How much has the art culture changed in the Bahamas since you first arrived?
It’s definitely more eclectic. They’re seeing more that it’s okay to be quirky. I hate the term “thinking outside of the box” because everybody says it, but I think it’s definitely changed now. I know that the Bahamas does a lot of pageants, but it does open a lot of young girls to the idea that they can possibly model. This helps me all around – because I get better styling, better clothes – the makeup artists are doing different things. In the 10 years I’ve been coming here, and the six years I’ve lived here, it’s definitely different.
How much interaction is there in the art world between the Bahamas and other Caribbean islands?
With art, it’s difficult to say. To be honest, I haven’t seen that much – living here in Freeport, I’ve seen exhibitions here with Haitian artists, but I haven’t really seen too much. Like I said, there’s an established, older art scene here, and you have patrons that will bring in guests artists from around the world, but not really from the Caribbean. They’re from China, or Austria. Apart from Haiti, I haven’t seen any from the rest of the Caribbean. I can’t say the same for Nassau, because I don’t live there, but I remember I was there and there was an exhibition by Jamaican artists. So I don’t know that there’s much of the interaction between artists and the Bahamas. But there could be.
The Public Treasury is sponsoring the Bahama Mama programme – how much does the government work with art in the country?
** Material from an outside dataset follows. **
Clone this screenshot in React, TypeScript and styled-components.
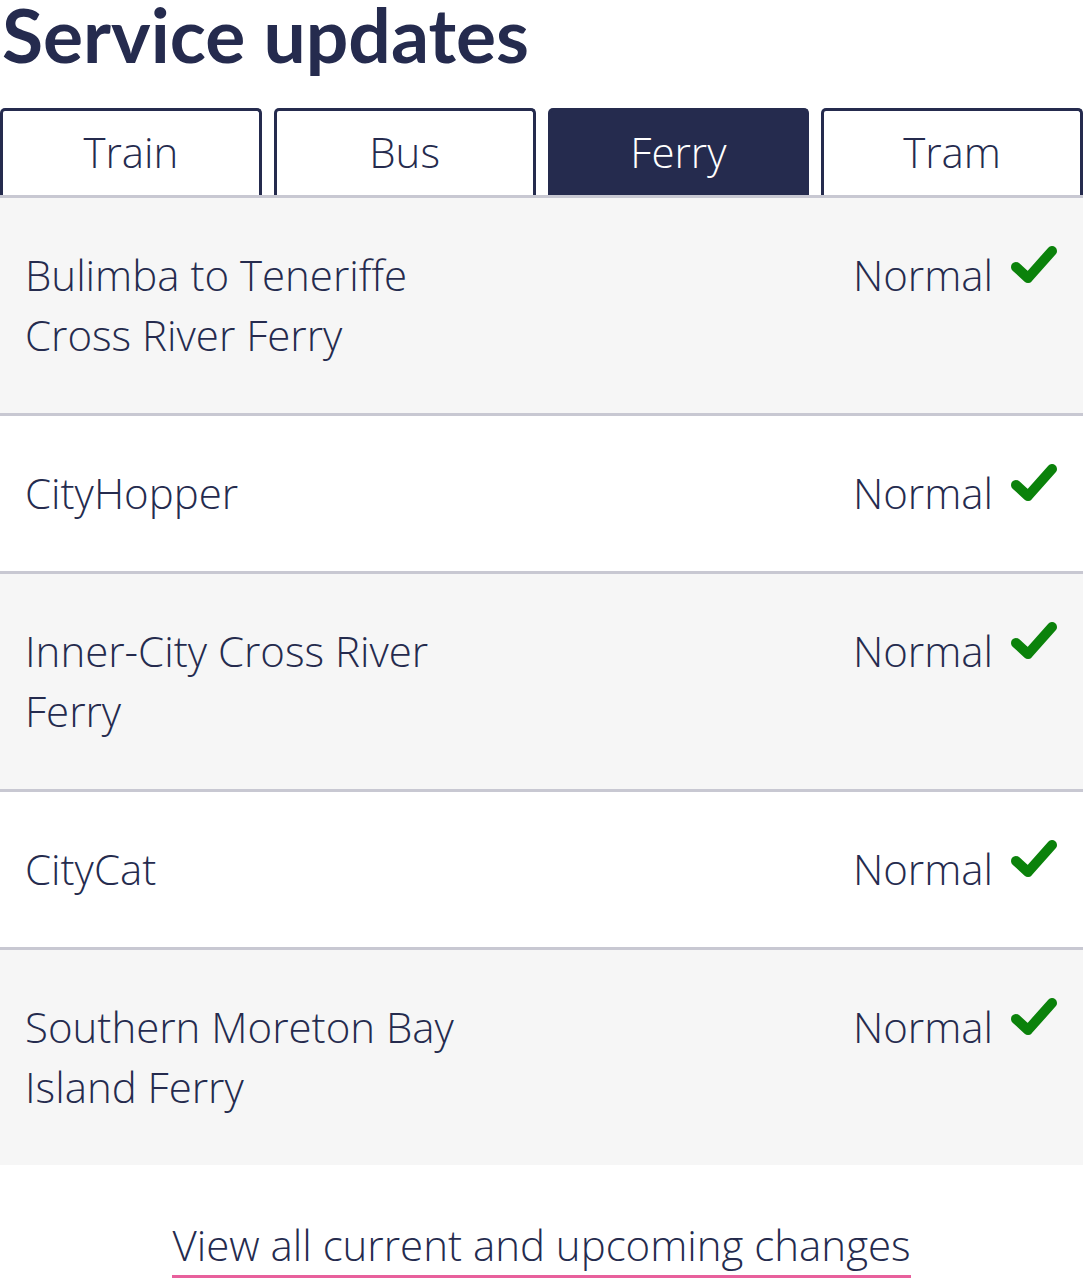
import React from "react";
import styled, { createGlobalStyle } from "styled-components";

const Global = createGlobalStyle`
  html, body { margin: 0; padding: 0; background: #ffffff; }
  body { font-family: "Open Sans", "Liberation Sans", sans-serif; color: #252b4e; }
  * { box-sizing: border-box; }
`;

const Page = styled.div`
  width: 1083px;
  display: flex;
  flex-direction: column;
`;

const Title = styled.h1`
  margin: 0 0 40px 0;
  padding-left: 2px;
  font-family: "Lato", "Open Sans", sans-serif;
  font-weight: 700;
  font-size: 75px;
  line-height: 68px;
  color: #252b4e;
`;

const Tabs = styled.div`
  display: grid;
  grid-template-columns: repeat(4, 1fr);
  gap: 12px;
`;

const Tab = styled.button<{ $active?: boolean }>`
  height: 87px;
  padding: 11px 0 13px;
  border: 3px solid #252b4e;
  border-bottom: none;
  border-radius: 5px 5px 0 0;
  background: ${(p) => (p.$active ? "#252b4e" : "#ffffff")};
  color: ${(p) => (p.$active ? "#ffffff" : "#252b4e")};
  font-family: "Open Sans", "Liberation Sans", sans-serif;
  font-weight: 300;
  font-size: 42px;
  line-height: 60px;
  text-align: center;
  cursor: pointer;
`;

const List = styled.div`
  display: flex;
  flex-direction: column;
`;

const Row = styled.div<{ $shaded?: boolean }>`
  display: flex;
  justify-content: space-between;
  align-items: flex-start;
  border-top: 3px solid #c8c8d2;
  background: ${(p) => (p.$shaded ? "#f6f6f6" : "#ffffff")};
  padding: 47px 26px 48px 25px;
`;

const Name = styled.div`
  font-weight: 300;
  font-size: 42px;
  line-height: 60px;
  max-width: 450px;
`;

const Status = styled.div`
  display: flex;
  align-items: flex-start;
  gap: 18px;
  font-weight: 300;
  font-size: 42px;
  line-height: 60px;
`;

const Check = styled.svg`
  width: 46px;
  height: 38px;
  margin-top: 1px;
  flex: none;
`;

const Footer = styled.div`
  display: flex;
  justify-content: center;
  padding-top: 50px;
`;

const Link = styled.a`
  font-weight: 300;
  font-size: 42px;
  line-height: 60px;
  color: #252b4e;
  text-decoration: none;
  border-bottom: 4px solid #e8609c;
`;

const routes = [
  "Bulimba to Teneriffe Cross River Ferry",
  "CityHopper",
  "Inner-City Cross River Ferry",
  "CityCat",
  "Southern Moreton Bay Island Ferry",
];

const tabs = ["Train", "Bus", "Ferry", "Tram"];

export default function App() {
  return (
    <Page>
      <Global />
      <Title>Service updates</Title>
      <Tabs>
        {tabs.map((t) => (
          <Tab key={t} $active={t === "Ferry"}>
            {t}
          </Tab>
        ))}
      </Tabs>
      <List>
        {routes.map((r, i) => (
          <Row key={r} $shaded={i % 2 === 0}>
            <Name>{r}</Name>
            <Status>
              Normal
              <Check viewBox="0 0 46 38">
                <polyline
                  points="5,21 17,32 41,5"
                  fill="none"
                  stroke="#0b820b"
                  strokeWidth="10"
                  strokeLinecap="round"
                  strokeLinejoin="round"
                />
              </Check>
            </Status>
          </Row>
        ))}
      </List>
      <Footer>
        <Link href="#">View all current and upcoming changes</Link>
      </Footer>
    </Page>
  );
}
This Public Treasury initiative is amazing. It really, really is, because I have not seen the government sort of get involved in art like this – since I’ve been here, it’s always been private individuals and this is really, really great. This is really the first time [the government has been involved] – the way I see it, but they’re really doing it in a big way. It’s all mainly to do with [curator] Keisha [Cole], who has come and really lit the fire underneath them.